According to preliminary data, Russia`s GDP increased 1.9 percent in the fourth quarter of 2009 compared to the same period of the previous year. This information, based on the Economic Development Ministry`s report, is contained in the government`s documents prepared for the cabinet meeting. According to the document, GDP rose 1.1 percent in Q3 and 1.9 percent in Q4 2009. Meanwhile, the country`s GDP inched up 0.8 percent against October of this year thanks to the seasonal and calendar factors. As reported earlier, deputy Economic Development Minister Andrei Klepach announced that the ministry expected GDP to rise 3.1 percent in 2010, 3.4 percent in 2011, and 4.2 percent in 2012.

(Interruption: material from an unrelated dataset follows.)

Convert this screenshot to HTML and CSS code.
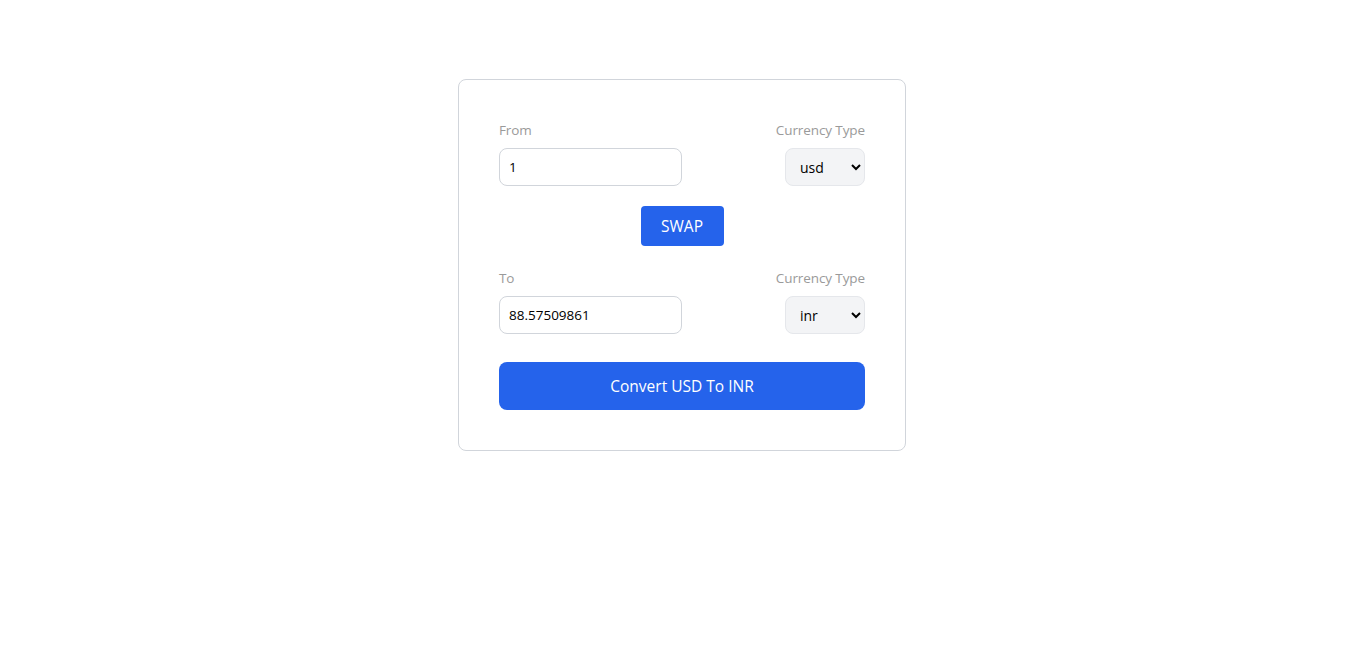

Russia`s industrial output in November increased for the first time since October 2008 at an annual rate of 1.5 percent, the Federal State Statistics Service (Rosstat) said on Dec 15th. Industrial output also rose compared to October, by 2 percent, Rosstat said. The November result beat analysts` prediction that industrial production would fall 2.5 percent from the same month last year, the Interfax news agency reported. Rosstat said agriculture, which gained year-on-year 4.9 percent in November, drove the growth. But the sector slipped 1.8 percent in the first 11 months of this year. The Russian economy, heavily dependent on energy resources, has been mired in a deep economic downturn after commodity prices collapsed late last year. Russian Prime Minister Vladimir Putin forecast early December that Russia`s gross domestic product would shrink by 8.5 to 8.7 percent this year, and its industrial production would tumble 13 percent.
Inflation is expected to be just below 9% in 2009, one of the lowest readings in Russian post-Soviet history. The economy ministry predicts inflation of up to 7.5% in 2010, a post-Soviet record.